October 7, 2011   |   Alliance for Aging Research Team   |   Aging Research

Scientists at the New York Stem Cell Foundation Laboratory have done what scientists do best: they have narrowed the question. By creating cells capable of growing into any cell type in the human body, research is moving us beyond fear mongering over cloning technologies to study these cells as potential weapons against Alzheimer’s, Parkinson’s, diabetes and other medical maladies.
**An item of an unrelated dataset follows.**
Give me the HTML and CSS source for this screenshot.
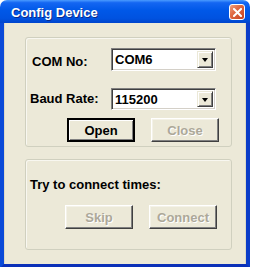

As Brian Alexander at explains, the scientists:

“created two lines of the cells through the use of somatic cell nuclear transfer (SCNT), the less emotionally and politically charged term for cloning. The accomplishment moves science closer to the long-elusive goal of using SCNT – in which an adult cell is fused with an egg and activated to make an embryo — to create stem cells that match patients. Scientists hope the cells could one day be used to treat or even cure diseases like diabetes, and usher in an era of so-called “regenerative medicine.” But there is an important catch to the announcement. Unlike normal stem cells, the cells obtained by the team also included DNA from the human eggs used in the process, resulting in a highly abnormal 69 chromosomes rather than the usual 46. That makes the cells useless for therapy, but, argued lead scientist Dieter Egli in a press conference with reporters, the cells can be used “to address important questions, like asking how these cells compare to [other stem-like cells]…We now have a reliable assay to build on to conduct future research.”

With real advances from stem cell research now routinely published in the scientific literature, let us put aside the fantasy bogeyman of cloned humans, and stop as well the intrusion of abortion politics in medical research. Just as scientists are narrowing the questions before us, we should all support their noble quest for solutions to the diseases and disabilities that mar our lives.